··· Dataset content
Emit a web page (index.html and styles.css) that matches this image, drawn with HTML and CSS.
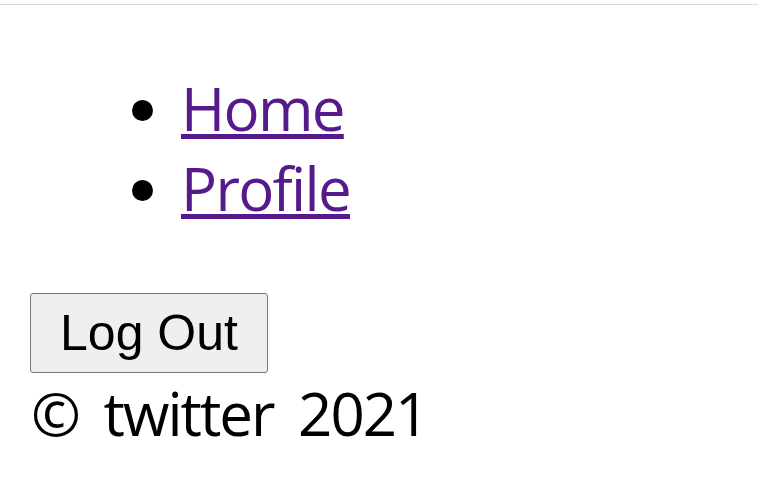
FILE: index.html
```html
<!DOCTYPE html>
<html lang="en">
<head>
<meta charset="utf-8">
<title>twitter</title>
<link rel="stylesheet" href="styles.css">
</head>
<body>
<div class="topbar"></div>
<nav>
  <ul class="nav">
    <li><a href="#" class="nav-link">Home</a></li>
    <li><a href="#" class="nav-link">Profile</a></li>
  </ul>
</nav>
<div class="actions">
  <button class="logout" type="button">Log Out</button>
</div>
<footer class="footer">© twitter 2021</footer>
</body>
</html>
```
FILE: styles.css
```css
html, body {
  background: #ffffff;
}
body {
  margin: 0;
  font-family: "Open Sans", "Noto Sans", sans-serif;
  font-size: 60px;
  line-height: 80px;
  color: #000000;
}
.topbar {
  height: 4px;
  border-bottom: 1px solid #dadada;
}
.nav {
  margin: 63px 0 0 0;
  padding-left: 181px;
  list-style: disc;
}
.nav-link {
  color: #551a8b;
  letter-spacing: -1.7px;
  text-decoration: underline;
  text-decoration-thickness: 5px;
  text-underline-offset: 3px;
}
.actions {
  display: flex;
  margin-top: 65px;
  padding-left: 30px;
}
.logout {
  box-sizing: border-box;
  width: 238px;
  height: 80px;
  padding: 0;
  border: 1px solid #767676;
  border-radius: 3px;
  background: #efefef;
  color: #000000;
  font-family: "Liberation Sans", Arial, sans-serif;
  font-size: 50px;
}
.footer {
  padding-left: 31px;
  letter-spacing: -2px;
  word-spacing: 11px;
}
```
······
Work to be completed:
Write out the whole listing again, exactly, with no pictures.

Worked solution:
Emit a web page (index.html and styles.css) that matches this image, drawn with HTML and CSS.
FILE: index.html
```html
<!DOCTYPE html>
<html lang="en">
<head>
<meta charset="utf-8">
<title>twitter</title>
<link rel="stylesheet" href="styles.css">
</head>
<body>
<div class="topbar"></div>
<nav>
  <ul class="nav">
    <li><a href="#" class="nav-link">Home</a></li>
    <li><a href="#" class="nav-link">Profile</a></li>
  </ul>
</nav>
<div class="actions">
  <button class="logout" type="button">Log Out</button>
</div>
<footer class="footer">© twitter 2021</footer>
</body>
</html>
```
FILE: styles.css
```css
html, body {
  background: #ffffff;
}
body {
  margin: 0;
  font-family: "Open Sans", "Noto Sans", sans-serif;
  font-size: 60px;
  line-height: 80px;
  color: #000000;
}
.topbar {
  height: 4px;
  border-bottom: 1px solid #dadada;
}
.nav {
  margin: 63px 0 0 0;
  padding-left: 181px;
  list-style: disc;
}
.nav-link {
  color: #551a8b;
  letter-spacing: -1.7px;
  text-decoration: underline;
  text-decoration-thickness: 5px;
  text-underline-offset: 3px;
}
.actions {
  display: flex;
  margin-top: 65px;
  padding-left: 30px;
}
.logout {
  box-sizing: border-box;
  width: 238px;
  height: 80px;
  padding: 0;
  border: 1px solid #767676;
  border-radius: 3px;
  background: #efefef;
  color: #000000;
  font-family: "Liberation Sans", Arial, sans-serif;
  font-size: 50px;
}
.footer {
  padding-left: 31px;
  letter-spacing: -2px;
  word-spacing: 11px;
}
```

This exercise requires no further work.